Histoire à trois voix de Rabenje Margouillat
Robert le robineux : l’acteur principal
De retour dans la rue après son hospitalisation, Robert observait son ami du coin de l’oeil.
J’avais froid, maudit hiver. En plus, j’avais une douloureuse migraine. A chaque passage de voitures, j’avais l’impression que ma tête allait exploser. La lumière du réverbère m’éblouissait comme s’il était à un pied de mes yeux.
Ma vomissure dégageait une odeur pestilentielle d’alcool. En tout cas, j’étais bien sous ma couverture, c’était enivrant.
Il hésitait à lui faire part de commentaires de passants qu’il qualifiait de désobligeants et de méprisants.
Tiens, voilà un « mange parfois », dit en passant un de trois jeunes ados.
On devrait les envoyer à Anticosti et les empêcher de quitter l’Ile, dit le deuxième.
Ouais, on pourrait aussi mettre des pièges sur l’île comme ça il y en aurait moins, dit le troisième.
Robert reprit son récit.
A un moment donné, mes convulsions augmentèrent soudainement et je vomis de nouveau sous ma « couverture faite de sacs de plastique et de bouts de tissus ». Toute ma vomissure répandue sur ma chemise me réchauffait. Malheureusement, le froid se faisait de plus en plus sentir à mesure qu’elle refroidissait. Les liquides sont bien plus transmetteurs des températures que peut l’être mon sac, dit Robert.

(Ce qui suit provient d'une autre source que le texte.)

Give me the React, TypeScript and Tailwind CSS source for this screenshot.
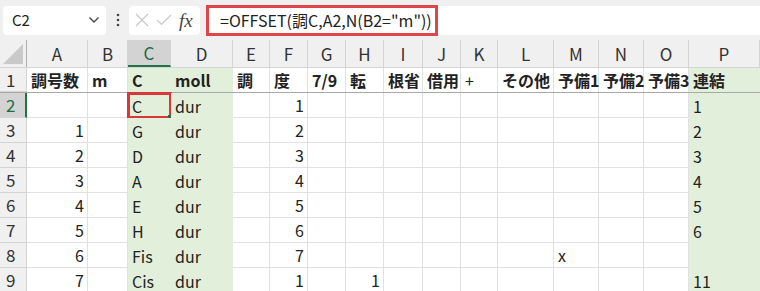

Comme son ami était toujours muet, il enchaîna :
J’avais mal aux pieds, ils étaient gelés.
Sais-tu Robert, tout ce que tu me racontes, nous l’avons tous vécu. Alors, passe à autre chose!
Robert ressentait tout le poids de son isolement. Il avait quitté l’école avant de finir sa cinquième du secondaire, pressé de travailler pour s’acheter une auto. Il croyait alors que la liberté dorée tant recherchée serait à sa portée.
Pierre : le curé
De retour dans son fief, le père Pierre raconta au bedeau la scène étonnante du robineux.

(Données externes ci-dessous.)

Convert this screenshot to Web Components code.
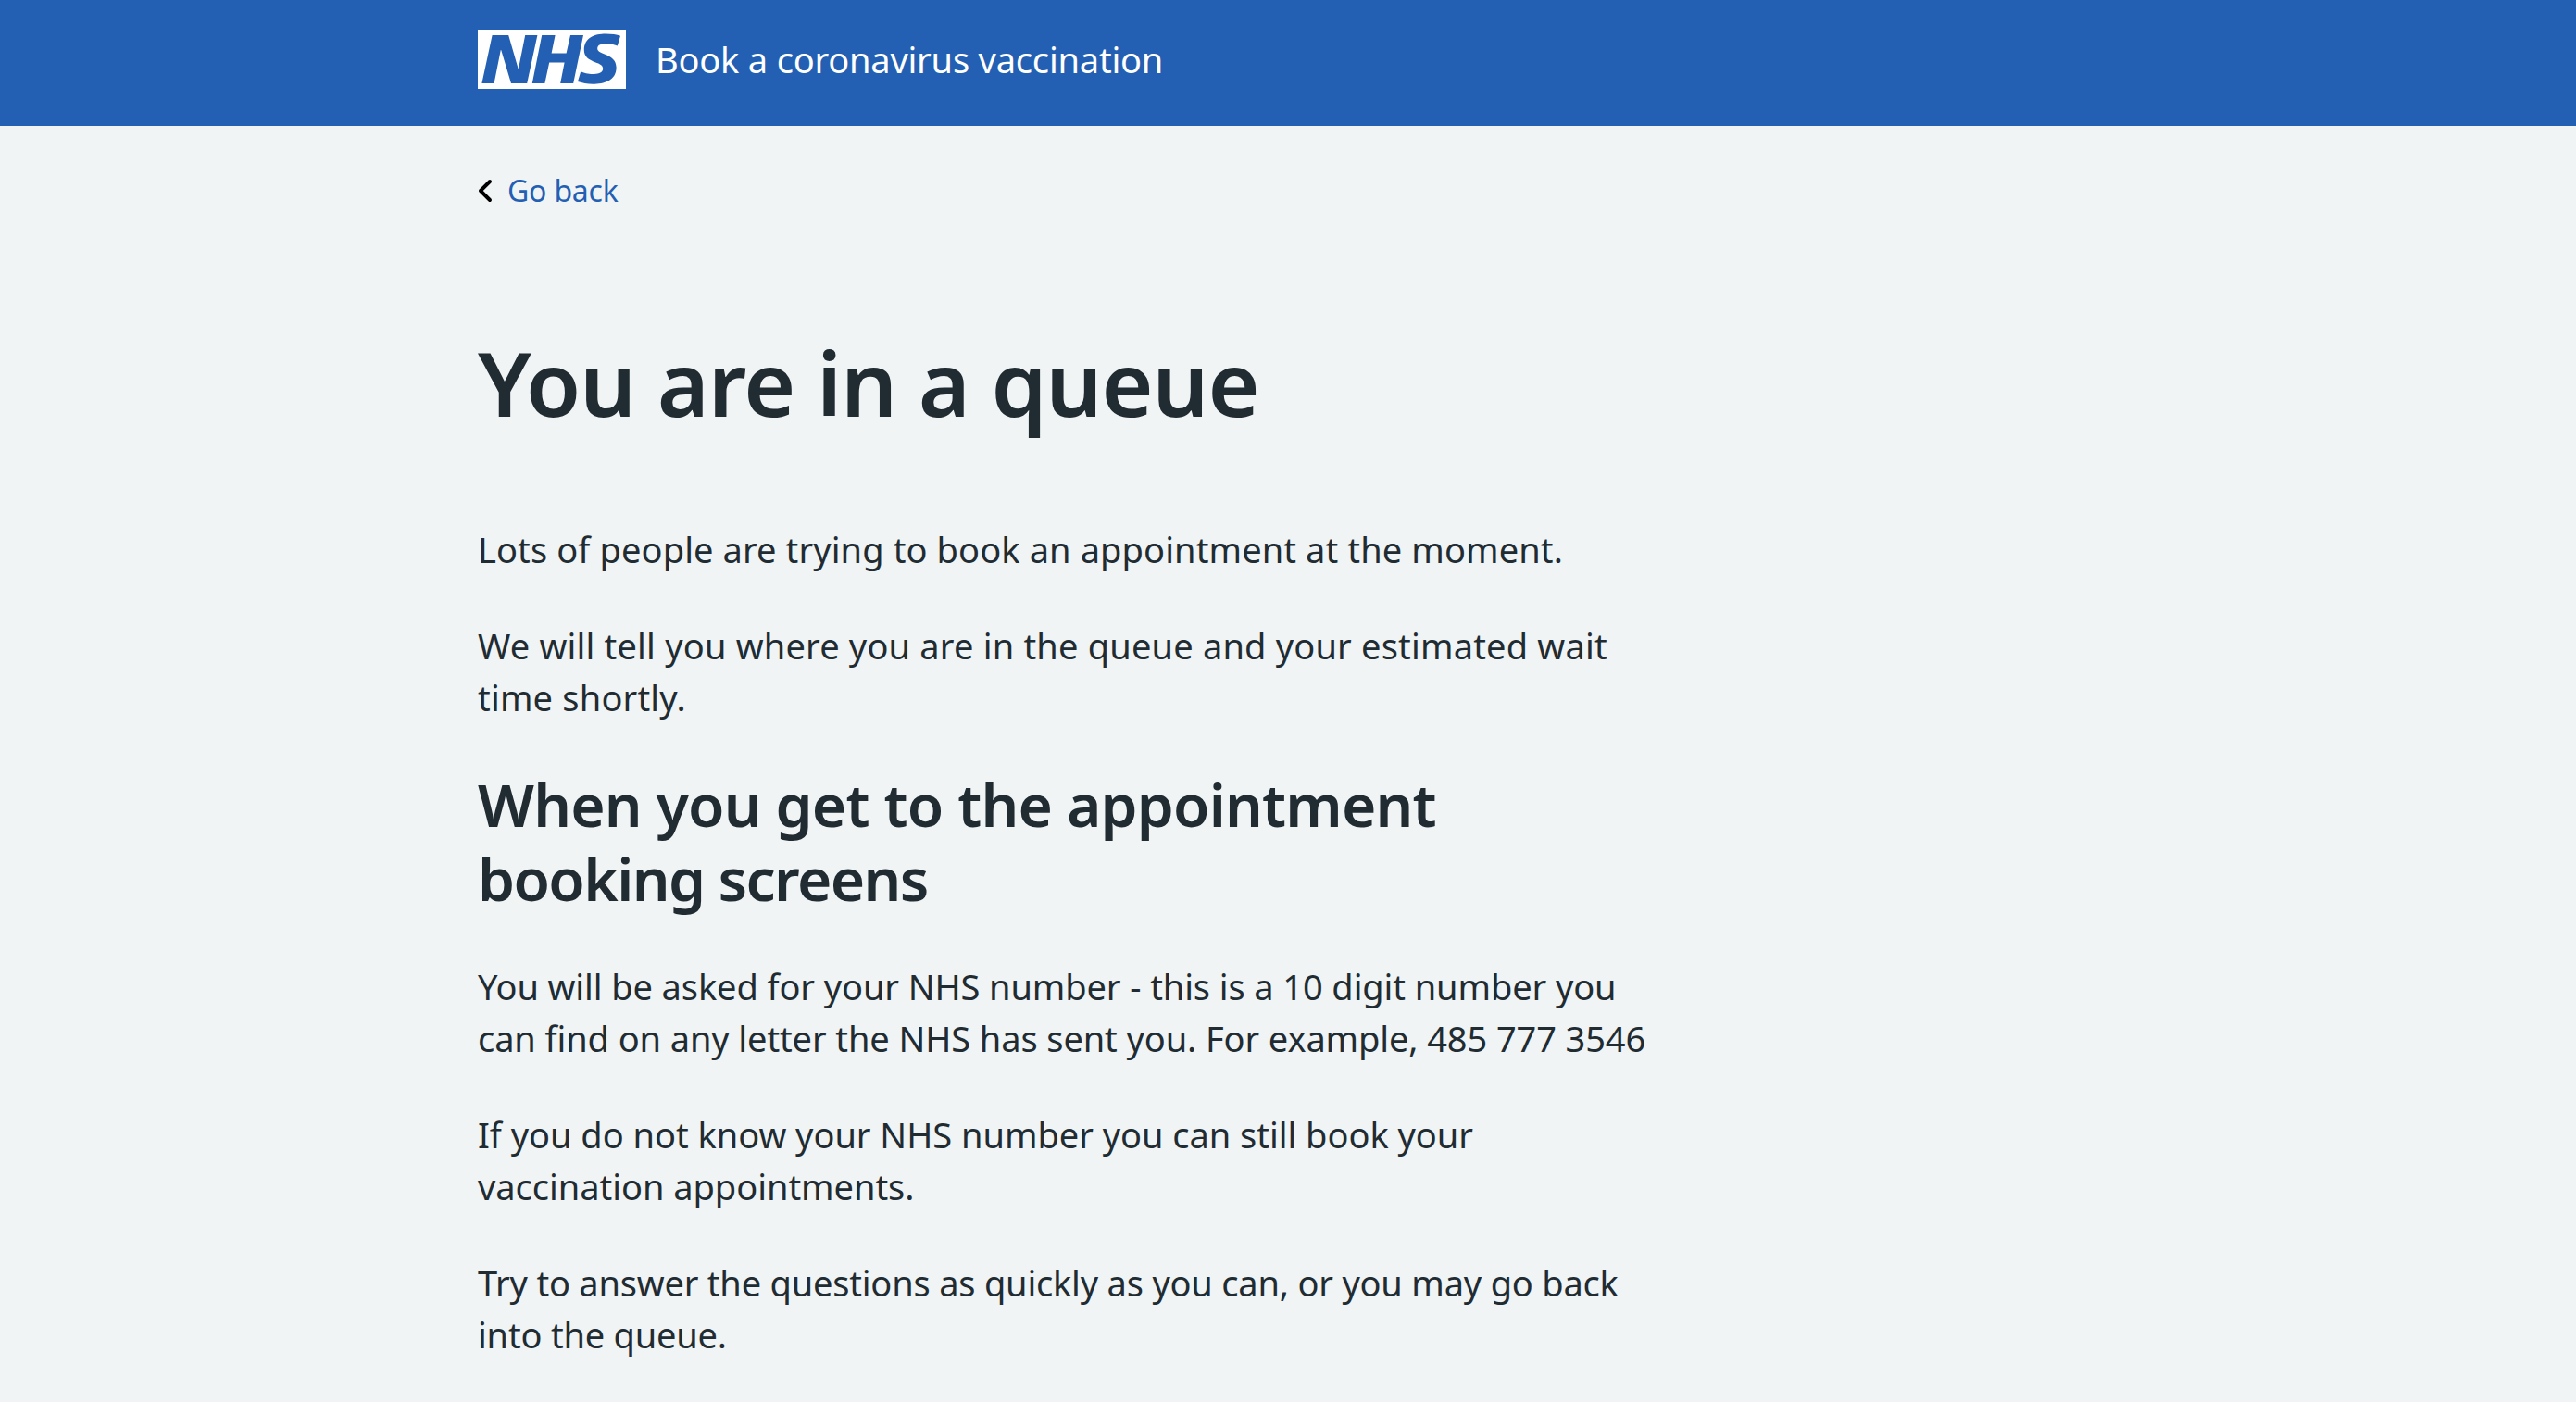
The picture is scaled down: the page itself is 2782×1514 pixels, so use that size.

Il faut que je te raconte Réjean. Je marchais dans la rue Marquette vers le dépanneur et je vis sur la droite un robineux qui grelottait. Je me suis approché de lui avec précaution. Je lui ai demandé ce qu’il voulait.
Il demandait du vin et encore du vin. Il croyait pouvoir se réchauffer avec ça. Il disait avoir faim, mais se réchauffer était sa priorité.

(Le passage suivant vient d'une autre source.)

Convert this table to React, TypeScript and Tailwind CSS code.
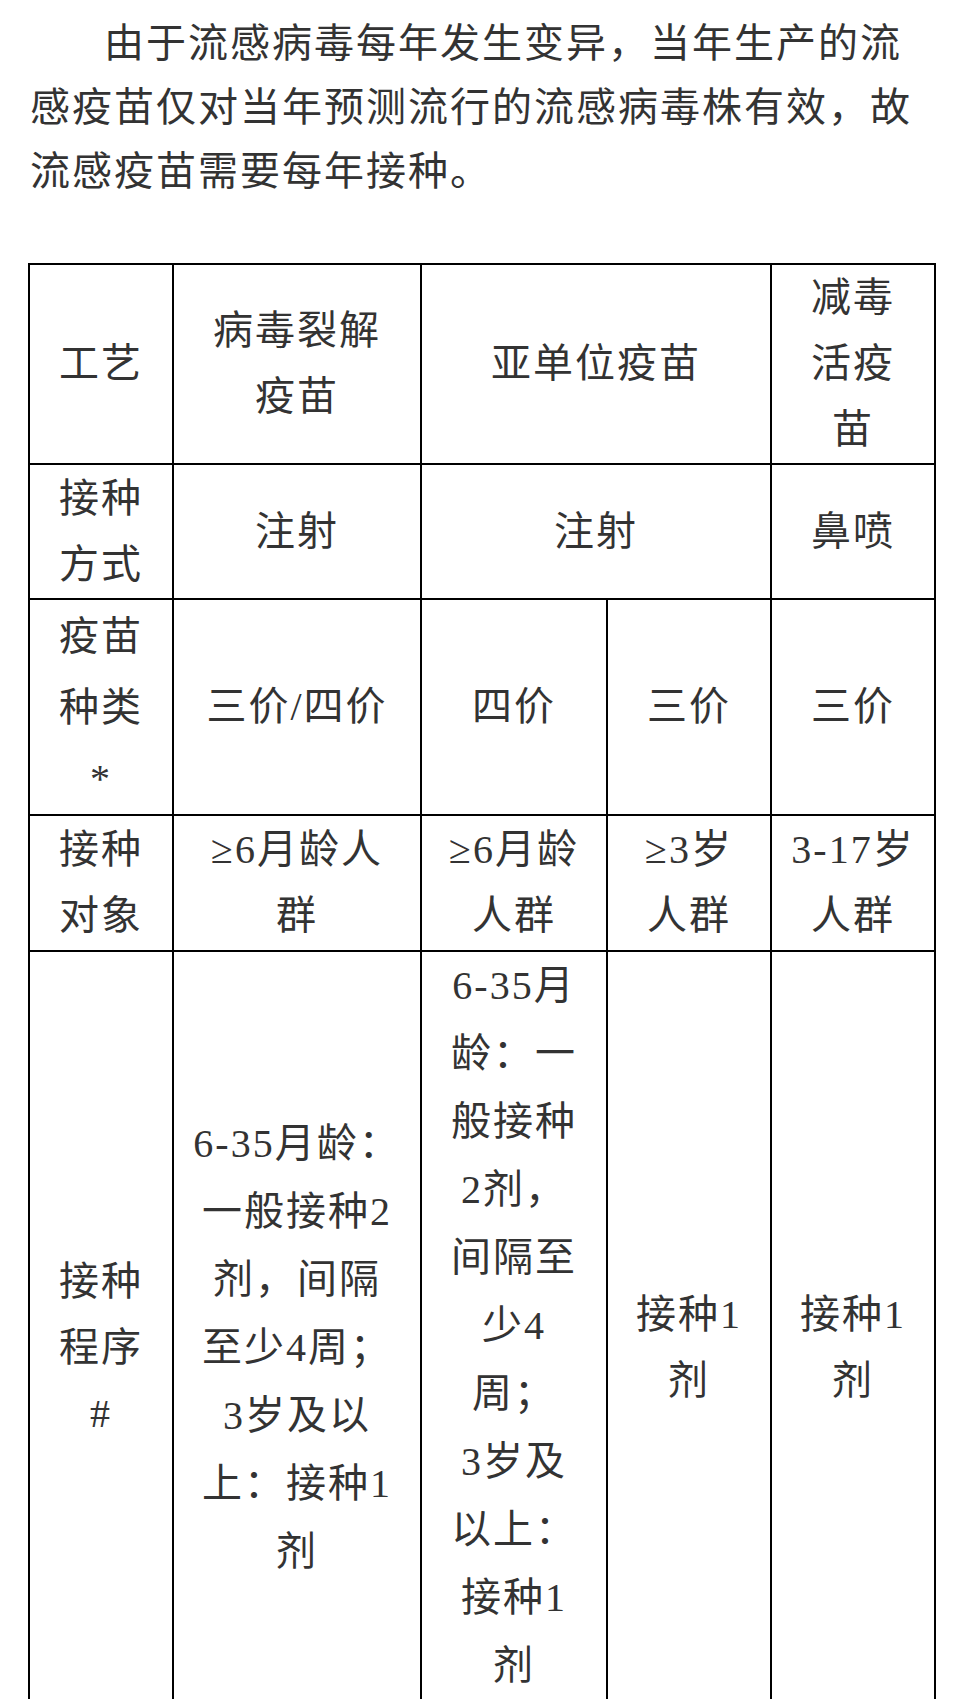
const FONT = 'font-["Liberation_Serif","Noto_Sans_CJK_SC",serif]';

type Cell = { lines: string[]; colSpan?: number; extra?: string };
type Row = { h: string; cells: Cell[] };

// 表格数据：每个单元格按原图的换行拆成多行
const ROWS: Row[] = [
  {
    h: 'h-[199px]',
    cells: [
      { lines: ['工艺'] },
      { lines: ['病毒裂解', '疫苗'] },
      { lines: ['亚单位疫苗'], colSpan: 2 },
      { lines: ['减毒', '活疫', '苗'] },
    ],
  },
  {
    h: 'h-[135px]',
    cells: [
      { lines: ['接种', '方式'] },
      { lines: ['注射'] },
      { lines: ['注射'], colSpan: 2 },
      { lines: ['鼻喷'] },
    ],
  },
  {
    h: 'h-[216px]',
    cells: [
      { lines: ['疫苗', '种类', '*'], extra: 'leading-[71px]' },
      { lines: ['三价/四价'] },
      { lines: ['四价'] },
      { lines: ['三价'] },
      { lines: ['三价'] },
    ],
  },
  {
    h: 'h-[136px]',
    cells: [
      { lines: ['接种', '对象'] },
      { lines: ['≥6月龄人', '群'] },
      { lines: ['≥6月龄', '人群'] },
      { lines: ['≥3岁', '人群'] },
      { lines: ['3-17岁', '人群'] },
    ],
  },
  {
    h: 'h-[794px]',
    cells: [
      { lines: ['接种', '程序', '#'] },
      {
        lines: ['6-35月龄：', '一般接种2', '剂，间隔', '至少4周；', '3岁及以', '上：接种1', '剂'],
        extra: 'leading-[68px]',
      },
      {
        // 这一格内容最高，原图中贴着上边框排列
        lines: ['6-35月', '龄：一', '般接种', '2剂，', '间隔至', '少4', '周；', '3岁及', '以上：', '接种1', '剂'],
        extra: 'leading-[68px] !align-top',
      },
      { lines: ['接种1', '剂'] },
      { lines: ['接种1', '剂'] },
    ],
  },
];

export default function App() {
  return (
    <div className={`w-[960px] min-h-[1699px] bg-white text-[#333] ${FONT}`}>
      {/* 说明段落 */}
      <p className="pl-[30px] pr-[30px] pt-[12px] text-[40px] leading-[64px] tracking-[2px] indent-[74px]">
        由于流感病毒每年发生变异，当年生产的流感疫苗仅对当年预测流行的流感病毒株有效，故流感疫苗需要每年接种。
      </p>

      {/* 疫苗对比表 */}
      <table className="ml-[28px] mt-[59px] w-[906px] table-fixed border-collapse text-[40px] leading-[66px] tracking-[2px]">
        <colgroup>
          <col className="w-[144px]" />
          <col className="w-[248px]" />
          <col className="w-[186px]" />
          <col className="w-[164px]" />
          <col className="w-[164px]" />
        </colgroup>
        <tbody>
          {ROWS.map((row, ri) => (
            <tr key={ri} className={row.h}>
              {row.cells.map((cell, ci) => (
                <td
                  key={ci}
                  colSpan={cell.colSpan}
                  className={`border-2 border-black p-0 text-center align-middle ${cell.extra ?? ''}`}
                >
                  {cell.lines.map((line, li) => (
                    <div key={li} className="whitespace-nowrap">
                      {line}
                    </div>
                  ))}
                </td>
              ))}
            </tr>
          ))}
        </tbody>
      </table>
    </div>
  );
}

Je lui ai conseillé de prendre soin de lui. Je lui ai proposé de le confesser, juste au cas où. Je ne pouvais pas lui administrer l’extrême-onction, car il m’était difficile d’évaluer son risque de décès.
En tout cas, je lui ai recommandé de prier. Il m’a répondu qu’il n’avait pas de change et ne pouvait pas m’en donner. Je suis parti lorsqu’une femme s’approcha.
Le bedeau resta bouche bée.
Solange : infirmière
De retour au travail, Solange raconta à sa collègue son intervention auprès de Robert.
Je venais de sortir de l’édifice quand j’aperçus Robert qui était allongé contre le mur du grand magasin du centre-ville ou il y a une vitrine de beaux manteaux d’hiver. Ils dégageaient une sensation de chaleur bienfaisante que les passants enviaient par ce froid glacial de moins 23 degrés.
Encore Robert, demanda sa collègue?
Oui, bien peu de passants daignaient le regarder. L’aider? Hors de question pour eux.
Je lui demandais comment il se sentait :
Froid, faim, dit imperceptiblement Robert.
Il remuait lentement dans son sac fait d’assemblage de morceaux de tissus et de sacs en plastique. Il avait par moment des convulsions de faibles intensités. En prêtant attention, je pouvais l’entendre marmonner. Rien de discernable dans son discours si on ne se penchait pas sur lui.
Mon expérience me confirmait que Robert était au bord du précipice et que je devais prendre rapidement une décision : le laisser se suicider pour le délivrer de cette maudite vie ou appeler une ambulance pour l’hospitaliser.
Je choisis la seconde option, la vie étant unique.
En attendant l’ambulance, j’observais les passants et j’étais révoltée par leurs comportements. Comme par hasard, ils regardaient droit devant eux.
Son mépris pour cette humanité hypocrite se lisait dans son regard dur et glacial.